New spillway completed at Minidoka Dam
Published 2:39 am Monday, June 1, 2015

- Carol Ryan Dumas/Capital Press Bureau of Reclamation Commissioner Estevan Lopez flips a ceremonial switch to open the control gates on the new Minidoka Dam spillway during a completion ceremony on May 27.
RUPERT, Idaho — About 200 people were on hand to celebrate the completion of a four-year project to modernize and straighten the spillway and replace two irrigation headworks at the century-old Minidoka Dam 10 miles northeast of Rupert.
The Bureau of Reclamation project, in partnership with the Minidoka and Burley Irrigation districts and USDA’s Rural Development, brought dam operations — which began in 1906 — into the 21st century.
The dam provides water storage and delivery to 128,000 acres of farmland and delivers power to irrigators in Minidoka and Cassia counties. But the efficiency of that service was compromised by the aging infrastructure of the spillway and headgates.
“We wanted to keep that reliable service going for the next 100 years, but we had to do something different,” Bureau of Reclamation Commissioner Estevan Lopez said during the Wednesday completion ceremony.
The old spillway structure with its manual stop-log, water-control gates was replaced and modernized with 12 automatic radial gates capable of releasing 6,000 cubic feet per second.
“This was a very big project in the making,” said Roland Springer, the bureau’s Upper Snake field office manager.
It took a lot of time and effort. If the structure could talk, it would tell stories of long days of Bureau and construction crews working in triple-digit heat, sub-zero temperatures, high winds and clouds of pests, with tents over the concrete so it could cure, he said.
Total cost for the project is about $24 million, with the local irrigation districts funding 42 percent.
Irrigators initially resisted against the need to replace the structure that had served well for 100 years, but recognized that reality when core samples showed serious deterioration, said Dan Darrington, president of Idaho Water Users Association and Burley Irrigation District board member.
Project costs were originally estimated at $70 million, and irrigators immediately panicked. Searching for assistance, the districts found financial help at USDA’s Rural Development agency, he said.

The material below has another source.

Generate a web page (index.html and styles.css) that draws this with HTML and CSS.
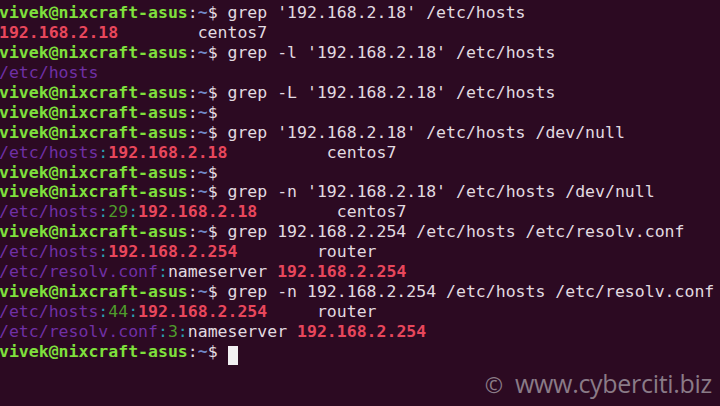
FILE: index.html
```html
<!DOCTYPE html>
<html>
<head>
<meta charset="utf-8">
<link rel="stylesheet" href="styles.css">
</head>
<body>
<div class="term">
<div class="ln"><span class="u">vivek@nixcraft-asus</span>:<span class="d">~</span>$ grep '192.168.2.18' /etc/hosts</div>
<div class="ln"><span class="m">192.168.2.18</span>        centos7</div>
<div class="ln"><span class="u">vivek@nixcraft-asus</span>:<span class="d">~</span>$ grep -l '192.168.2.18' /etc/hosts</div>
<div class="ln"><span class="f">/etc/hosts</span></div>
<div class="ln"><span class="u">vivek@nixcraft-asus</span>:<span class="d">~</span>$ grep -L '192.168.2.18' /etc/hosts</div>
<div class="ln"><span class="u">vivek@nixcraft-asus</span>:<span class="d">~</span>$</div>
<div class="ln"><span class="u">vivek@nixcraft-asus</span>:<span class="d">~</span>$ grep '192.168.2.18' /etc/hosts /dev/null</div>
<div class="ln"><span class="f">/etc/hosts</span><span class="s">:</span><span class="m">192.168.2.18</span>          centos7</div>
<div class="ln"><span class="u">vivek@nixcraft-asus</span>:<span class="d">~</span>$</div>
<div class="ln"><span class="u">vivek@nixcraft-asus</span>:<span class="d">~</span>$ grep -n '192.168.2.18' /etc/hosts /dev/null</div>
<div class="ln"><span class="f">/etc/hosts</span><span class="s">:</span><span class="n">29</span><span class="s">:</span><span class="m">192.168.2.18</span>        centos7</div>
<div class="ln"><span class="u">vivek@nixcraft-asus</span>:<span class="d">~</span>$ grep 192.168.2.254 /etc/hosts /etc/resolv.conf</div>
<div class="ln"><span class="f">/etc/hosts</span><span class="s">:</span><span class="m">192.168.2.254</span>        router</div>
<div class="ln"><span class="f">/etc/resolv.conf</span><span class="s">:</span>nameserver <span class="m">192.168.2.254</span></div>
<div class="ln"><span class="u">vivek@nixcraft-asus</span>:<span class="d">~</span>$ grep -n 192.168.2.254 /etc/hosts /etc/resolv.conf</div>
<div class="ln"><span class="f">/etc/hosts</span><span class="s">:</span><span class="n">44</span><span class="s">:</span><span class="m">192.168.2.254</span>     router</div>
<div class="ln"><span class="f">/etc/resolv.conf</span><span class="s">:</span><span class="n">3</span><span class="s">:</span>nameserver <span class="m">192.168.2.254</span></div>
<div class="ln"><span class="u">vivek@nixcraft-asus</span>:<span class="d">~</span>$ <span class="cur"> </span></div>
</div>
<div class="wm"><span class="copy">©</span> www.cyberciti.biz</div>
</body>
</html>
```
FILE: styles.css
```css
html, body {
  margin: 0;
  padding: 0;
  background: #2c0a22;
  width: 720px;
  height: 406px;
  overflow: hidden;
}
.term {
  padding: 3px 0 0 0;
  margin-left: -1px;
  font-family: "DejaVu Sans Mono", monospace;
  font-size: 16.5px;
  line-height: 19.94px;
  color: #e2dbe0;
}
.ln {
  white-space: pre;
  height: 19.94px;
}
.u {
  color: #7fe03c;
  font-weight: bold;
}
.d {
  color: #7088c8;
  font-weight: bold;
}
.m {
  color: #e8475c;
  font-weight: bold;
}
.f {
  color: #7030a6;
}
.s {
  color: #2a9cb0;
}
.n {
  color: #4f9c2c;
}
.cur {
  display: inline-block;
  width: 10px;
  height: 19px;
  background: #f2f0f2;
  vertical-align: -4px;
}
.wm {
  position: absolute;
  right: 8px;
  top: 366px;
  font-family: "Open Sans", sans-serif;
  font-size: 25px;
  color: #8a7b87;
  letter-spacing: -0.3px;
}
.copy {
  font-size: 22px;
  margin-right: 6px;
}
```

The economic return of the dam operation is immeasurable, and the water rights that come with it are the envy of the state, he said. The vision and fortitude of the area’s ancestors — who built the structure with the use of steam engines and dug the canals and laterals with teams of horses — has resulted in a thriving community that expands beyond agriculture, he said.
USDA Rural Development State Director Wally Hedrick — whose grandfather and great uncle were laborers constructing the dam and whose grandmother cooked for the early workers — said the reconstruction project was a collaboration for rural opportunity.
Modernization of the spillway and irrigation diversion gates is an outstanding project that relied on the ongoing good partnership with irrigators, said Lorie Lee, the bureau’s Northwest regional director.
And the project found a great partner in Meridian, Idaho-based Record Steel and Construction, which kept environmental health in its sites, she said.
Aging storage structures across the West, climate change and issues of water management that seem to get more contentious and more difficult will continue to challenge the bureau and irrigators. But like the Minidoka project, progress can be made through partnerships, Lopez said before he flipped the switch to open the new spillway control gates.